Nothing can compare, however, to the ending, as Balthazar, burdened as ever with contraband, collapses on a hill and dies as if on his Golgotha. After watching the poor ass' mistreatment through winces for an hour and a half, this quiet moment of death hits harder than all the previous torture. It is said that the ending is transcendental, the capper to the Christ parable that communicates His sacrifice. To that I would ask how anyone could find redemption or the slightest sliver of faith in this scene. Balthazar is initially surrounded by a group of sheep -- sheep of course being one of the most dominant symbols in Judeo-Christian mythology -- but the flock moves on as he dies, a visualization of the rejection of Christ at his death but also clear, terrible proof that Jesus, despite being killed as public entertainment, died alone. Further calling attention to the hollowness, the horror and the pain of this moment is the final shot, as we can clearly see the donkey still breathing. Perhaps the ass they used was simply a "bad actor," but to see the beast still breathing, to be dying instead of dead, adds a whole other dimension of suffering and agony.
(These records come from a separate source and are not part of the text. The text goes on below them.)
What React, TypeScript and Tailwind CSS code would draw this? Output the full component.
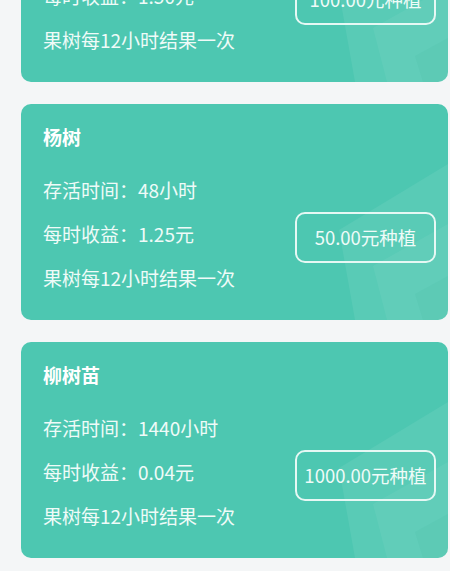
import React from "react";

type Tree = {
  name: string;
  hours: number;
  income: string;
  price: string;
};

const trees: Tree[] = [
  { name: "桃树", hours: 96, income: "1.50", price: "100.00" },
  { name: "杨树", hours: 48, income: "1.25", price: "50.00" },
  { name: "柳树苗", hours: 1440, income: "0.04", price: "1000.00" },
];

const Decoration = () => (
  <svg
    className="pointer-events-none absolute inset-0 h-full w-full"
    viewBox="0 0 427 216"
    preserveAspectRatio="none"
  >
    <polygon points="427,60 318,126 334,216 427,216" fill="#ffffff" fillOpacity="0.07" />
    <polygon points="427,120 352,162 366,216 427,216" fill="#ffffff" fillOpacity="0.05" />
    <polygon points="427,172 394,190 402,216 427,216" fill="#2aa88f" fillOpacity="0.07" />
  </svg>
);

const TreeCard = ({ tree }: { tree: Tree }) => {
  return (
    <div className="relative flex h-[216px] w-[427px] shrink-0 justify-between overflow-hidden rounded-[10px] bg-[#4dc7b1]">
      <Decoration />
      <div className="relative flex flex-col pl-[22px] pt-[21px] text-[19px] leading-[24px] text-[#effbf8]">
        <div className="font-bold text-white">{tree.name}</div>
        <div className="mt-[29px] flex flex-col gap-[20px]">
          <div>存活时间：{tree.hours}小时</div>
          <div>每时收益：{tree.income}元</div>
          <div>果树每12小时结果一次</div>
        </div>
      </div>
      <div className="relative mr-[12px] mt-[108px]">
        <div className="flex h-[51px] w-[141px] items-center justify-center rounded-[10px] border-2 border-[#e6f8f4] text-[18.5px] text-[#effbf8]">
          {tree.price}元种植
        </div>
      </div>
    </div>
  );
};

const App = () => {
  return (
    <div
      className="h-[571px] w-[450px] overflow-hidden bg-[#f4f6f7]"
      style={{ fontFamily: '"Noto Sans CJK SC", "Noto Sans", Roboto, sans-serif' }}
    >
      <div className="mt-[-134px] flex flex-col gap-[22px] pl-[21px] pr-[2px]">
        {trees.map((tree) => (
          <TreeCard key={tree.name} tree={tree} />
        ))}
      </div>
    </div>
  );
};

export default App;
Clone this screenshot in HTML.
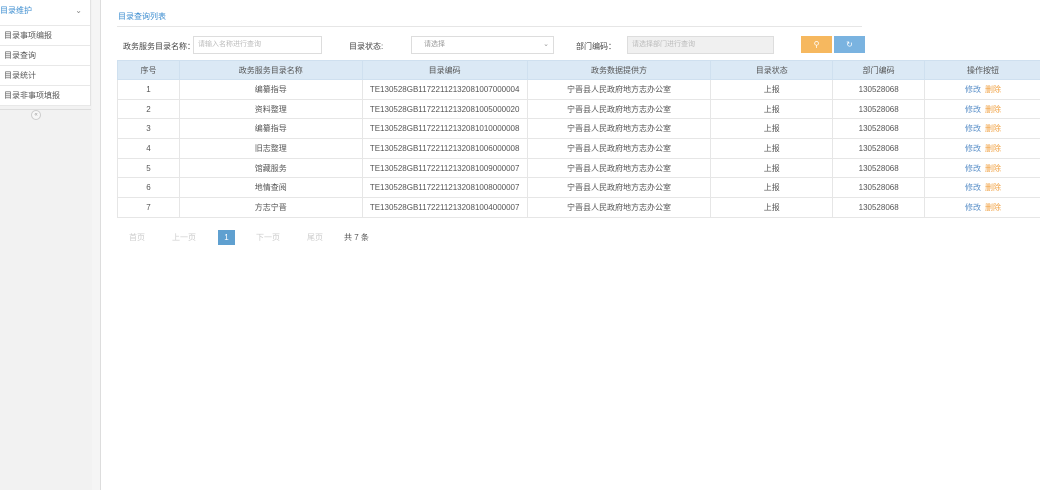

Frankly, I should have known better, as Bresson clues us in from the start. "Au hasard" means "by chance," proving that this donkey isn't Jesus: it's just a beast like any other, left to die alone in a field.
Au hasard Balthazar is a technical marvel and an emotionally draining experience. It is one of the greatest masterpieces I have ever seen. I cannot claim it to be Bresson's finest, having seen only two of his features, but if he made a better film then he must be one of the truest masters the cinema ever saw (even if he didn't, that claim is hard to argue). But spiritual? Tell that to the carcass rotting out in the French countryside.